→ **Work required**
Take the lines from the one with "Write the React, TypeScript" through the one with "import React from", both ends kept, and reproduce them exactly without the pictures.
########
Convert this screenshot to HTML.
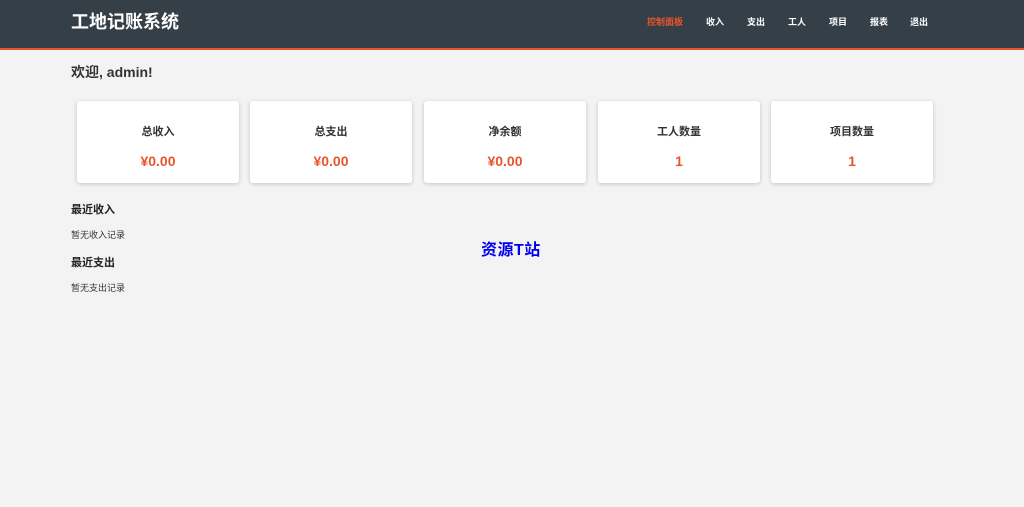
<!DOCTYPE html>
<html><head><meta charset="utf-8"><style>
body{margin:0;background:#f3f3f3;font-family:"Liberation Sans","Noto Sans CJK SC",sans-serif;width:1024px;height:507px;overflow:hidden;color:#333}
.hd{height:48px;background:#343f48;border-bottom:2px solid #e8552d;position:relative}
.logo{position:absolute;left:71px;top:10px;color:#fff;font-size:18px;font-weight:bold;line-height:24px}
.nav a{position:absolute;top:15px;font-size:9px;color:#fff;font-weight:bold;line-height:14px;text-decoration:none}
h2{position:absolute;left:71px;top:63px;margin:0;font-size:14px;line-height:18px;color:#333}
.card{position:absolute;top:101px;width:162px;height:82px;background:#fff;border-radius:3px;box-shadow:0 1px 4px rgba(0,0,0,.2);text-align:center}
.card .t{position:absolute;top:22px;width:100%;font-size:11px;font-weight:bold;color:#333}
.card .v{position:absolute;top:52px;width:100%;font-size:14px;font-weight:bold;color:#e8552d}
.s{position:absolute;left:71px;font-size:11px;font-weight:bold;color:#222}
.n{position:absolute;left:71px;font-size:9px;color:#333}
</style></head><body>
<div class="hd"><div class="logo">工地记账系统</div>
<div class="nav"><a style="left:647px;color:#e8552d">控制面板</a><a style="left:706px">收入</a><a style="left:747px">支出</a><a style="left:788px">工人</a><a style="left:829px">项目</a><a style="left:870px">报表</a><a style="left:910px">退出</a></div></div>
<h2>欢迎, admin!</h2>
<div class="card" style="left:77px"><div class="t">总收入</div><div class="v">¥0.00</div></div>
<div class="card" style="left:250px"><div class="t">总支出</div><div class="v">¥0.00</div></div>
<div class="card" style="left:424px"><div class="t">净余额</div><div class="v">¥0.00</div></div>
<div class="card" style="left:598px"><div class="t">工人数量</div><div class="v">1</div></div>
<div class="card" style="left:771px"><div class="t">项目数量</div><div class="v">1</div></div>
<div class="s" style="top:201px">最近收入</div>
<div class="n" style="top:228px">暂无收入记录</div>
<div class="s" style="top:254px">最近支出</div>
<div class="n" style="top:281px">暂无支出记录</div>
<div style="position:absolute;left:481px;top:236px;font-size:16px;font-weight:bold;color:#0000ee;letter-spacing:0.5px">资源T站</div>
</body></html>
########
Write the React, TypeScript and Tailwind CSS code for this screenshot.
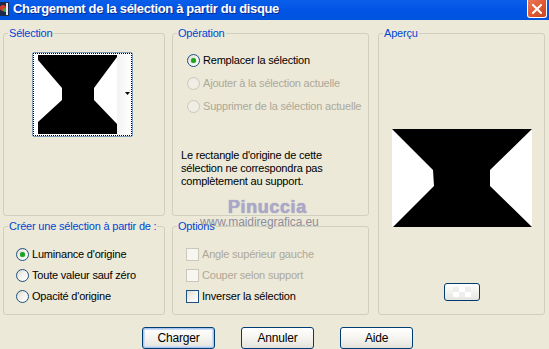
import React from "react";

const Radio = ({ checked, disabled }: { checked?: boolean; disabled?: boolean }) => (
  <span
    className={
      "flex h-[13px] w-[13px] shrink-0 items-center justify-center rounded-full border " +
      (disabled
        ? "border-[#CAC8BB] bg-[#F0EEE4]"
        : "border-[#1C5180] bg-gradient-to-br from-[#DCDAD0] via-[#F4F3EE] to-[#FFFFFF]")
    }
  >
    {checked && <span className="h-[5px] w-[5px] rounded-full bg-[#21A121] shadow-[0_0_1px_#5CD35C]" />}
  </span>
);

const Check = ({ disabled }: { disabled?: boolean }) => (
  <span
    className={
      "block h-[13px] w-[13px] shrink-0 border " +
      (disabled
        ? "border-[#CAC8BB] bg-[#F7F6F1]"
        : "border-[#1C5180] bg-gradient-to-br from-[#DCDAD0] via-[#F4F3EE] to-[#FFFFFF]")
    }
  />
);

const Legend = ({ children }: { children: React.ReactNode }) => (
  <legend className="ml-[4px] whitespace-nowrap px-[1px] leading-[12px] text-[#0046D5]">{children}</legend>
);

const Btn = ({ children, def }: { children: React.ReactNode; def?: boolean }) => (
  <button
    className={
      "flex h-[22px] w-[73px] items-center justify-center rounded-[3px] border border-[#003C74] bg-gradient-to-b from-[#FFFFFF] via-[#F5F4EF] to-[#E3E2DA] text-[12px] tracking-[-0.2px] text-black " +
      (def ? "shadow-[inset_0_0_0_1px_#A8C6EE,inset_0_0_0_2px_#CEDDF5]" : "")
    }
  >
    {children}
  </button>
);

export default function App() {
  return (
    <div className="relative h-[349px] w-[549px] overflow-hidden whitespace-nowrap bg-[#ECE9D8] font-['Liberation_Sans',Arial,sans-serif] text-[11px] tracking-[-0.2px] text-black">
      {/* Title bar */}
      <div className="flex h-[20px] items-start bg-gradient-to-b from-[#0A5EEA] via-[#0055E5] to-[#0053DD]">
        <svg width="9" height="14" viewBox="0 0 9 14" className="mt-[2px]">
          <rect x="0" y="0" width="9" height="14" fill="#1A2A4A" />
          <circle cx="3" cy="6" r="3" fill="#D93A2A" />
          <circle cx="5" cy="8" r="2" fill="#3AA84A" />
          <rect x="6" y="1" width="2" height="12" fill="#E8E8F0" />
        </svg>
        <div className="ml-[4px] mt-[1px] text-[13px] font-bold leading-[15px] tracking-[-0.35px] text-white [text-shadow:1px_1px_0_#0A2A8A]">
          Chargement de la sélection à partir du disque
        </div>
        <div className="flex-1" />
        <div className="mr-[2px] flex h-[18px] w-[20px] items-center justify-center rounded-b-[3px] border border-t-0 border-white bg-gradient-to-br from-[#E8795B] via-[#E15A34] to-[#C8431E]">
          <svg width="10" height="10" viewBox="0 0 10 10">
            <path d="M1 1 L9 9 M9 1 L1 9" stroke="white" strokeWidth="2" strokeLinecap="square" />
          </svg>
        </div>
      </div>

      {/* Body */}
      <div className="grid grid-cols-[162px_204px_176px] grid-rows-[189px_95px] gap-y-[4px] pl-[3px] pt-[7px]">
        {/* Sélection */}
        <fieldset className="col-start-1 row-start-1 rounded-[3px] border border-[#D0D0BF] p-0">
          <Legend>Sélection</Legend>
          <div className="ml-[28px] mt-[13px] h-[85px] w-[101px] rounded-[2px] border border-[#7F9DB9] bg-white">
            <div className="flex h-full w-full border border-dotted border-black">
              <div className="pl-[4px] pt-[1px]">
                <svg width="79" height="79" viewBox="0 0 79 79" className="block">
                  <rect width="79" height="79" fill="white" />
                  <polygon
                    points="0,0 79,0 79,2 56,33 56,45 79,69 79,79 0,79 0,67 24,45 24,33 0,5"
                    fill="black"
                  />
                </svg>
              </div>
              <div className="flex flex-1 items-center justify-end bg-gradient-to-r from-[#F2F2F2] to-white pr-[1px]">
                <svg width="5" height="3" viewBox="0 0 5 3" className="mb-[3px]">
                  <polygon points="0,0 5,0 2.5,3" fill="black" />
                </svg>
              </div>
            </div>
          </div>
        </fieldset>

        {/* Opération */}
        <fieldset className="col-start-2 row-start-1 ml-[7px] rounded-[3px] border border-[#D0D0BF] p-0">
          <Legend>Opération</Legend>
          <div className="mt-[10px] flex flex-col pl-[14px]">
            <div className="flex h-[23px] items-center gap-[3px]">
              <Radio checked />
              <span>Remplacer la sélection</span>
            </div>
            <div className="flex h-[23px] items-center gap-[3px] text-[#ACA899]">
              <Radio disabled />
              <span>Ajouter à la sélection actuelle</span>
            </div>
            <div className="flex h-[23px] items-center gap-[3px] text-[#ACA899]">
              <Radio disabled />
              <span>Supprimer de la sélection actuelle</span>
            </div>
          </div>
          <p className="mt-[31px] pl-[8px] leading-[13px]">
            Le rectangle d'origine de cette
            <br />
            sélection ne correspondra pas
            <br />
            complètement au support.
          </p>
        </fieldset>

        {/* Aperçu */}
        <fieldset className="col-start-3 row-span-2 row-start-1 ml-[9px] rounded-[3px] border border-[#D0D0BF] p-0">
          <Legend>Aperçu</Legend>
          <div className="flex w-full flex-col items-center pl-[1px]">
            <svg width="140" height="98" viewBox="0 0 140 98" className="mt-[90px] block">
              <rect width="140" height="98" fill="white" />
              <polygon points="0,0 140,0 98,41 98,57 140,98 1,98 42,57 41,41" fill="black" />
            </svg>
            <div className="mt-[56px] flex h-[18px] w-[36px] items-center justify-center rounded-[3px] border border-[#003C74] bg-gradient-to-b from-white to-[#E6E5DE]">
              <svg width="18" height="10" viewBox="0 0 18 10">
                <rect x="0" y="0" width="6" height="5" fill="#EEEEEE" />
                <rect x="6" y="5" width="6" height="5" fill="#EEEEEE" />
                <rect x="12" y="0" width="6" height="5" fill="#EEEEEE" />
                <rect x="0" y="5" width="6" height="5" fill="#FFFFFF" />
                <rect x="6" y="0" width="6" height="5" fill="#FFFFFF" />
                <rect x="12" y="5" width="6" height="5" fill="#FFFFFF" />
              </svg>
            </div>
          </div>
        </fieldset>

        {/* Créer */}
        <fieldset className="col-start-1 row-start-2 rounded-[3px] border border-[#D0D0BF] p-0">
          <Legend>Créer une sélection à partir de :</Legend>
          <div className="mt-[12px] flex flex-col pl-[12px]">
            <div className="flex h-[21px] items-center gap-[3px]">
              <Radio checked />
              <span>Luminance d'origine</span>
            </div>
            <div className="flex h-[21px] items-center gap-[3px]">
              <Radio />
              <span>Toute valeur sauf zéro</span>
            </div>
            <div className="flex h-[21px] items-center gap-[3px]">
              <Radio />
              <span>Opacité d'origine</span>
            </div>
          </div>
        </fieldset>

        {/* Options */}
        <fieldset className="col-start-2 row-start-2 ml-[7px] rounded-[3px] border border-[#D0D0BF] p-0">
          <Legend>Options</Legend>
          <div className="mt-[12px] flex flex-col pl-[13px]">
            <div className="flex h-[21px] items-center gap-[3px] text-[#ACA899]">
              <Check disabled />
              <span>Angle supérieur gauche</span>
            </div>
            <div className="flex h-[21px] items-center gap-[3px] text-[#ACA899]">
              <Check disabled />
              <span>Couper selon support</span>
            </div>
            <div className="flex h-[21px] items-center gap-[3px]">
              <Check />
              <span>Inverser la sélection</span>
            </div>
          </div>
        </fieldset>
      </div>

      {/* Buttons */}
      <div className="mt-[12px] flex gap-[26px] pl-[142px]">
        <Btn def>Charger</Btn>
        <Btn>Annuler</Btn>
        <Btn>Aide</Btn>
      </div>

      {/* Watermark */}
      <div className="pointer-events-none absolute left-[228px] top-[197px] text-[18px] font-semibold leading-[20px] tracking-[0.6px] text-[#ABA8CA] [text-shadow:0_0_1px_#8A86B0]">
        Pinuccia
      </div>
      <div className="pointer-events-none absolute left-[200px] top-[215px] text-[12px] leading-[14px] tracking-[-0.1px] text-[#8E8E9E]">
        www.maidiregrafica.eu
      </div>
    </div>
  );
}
########
→ **In response**
Write the React, TypeScript and Tailwind CSS code for this screenshot.
import React from "react";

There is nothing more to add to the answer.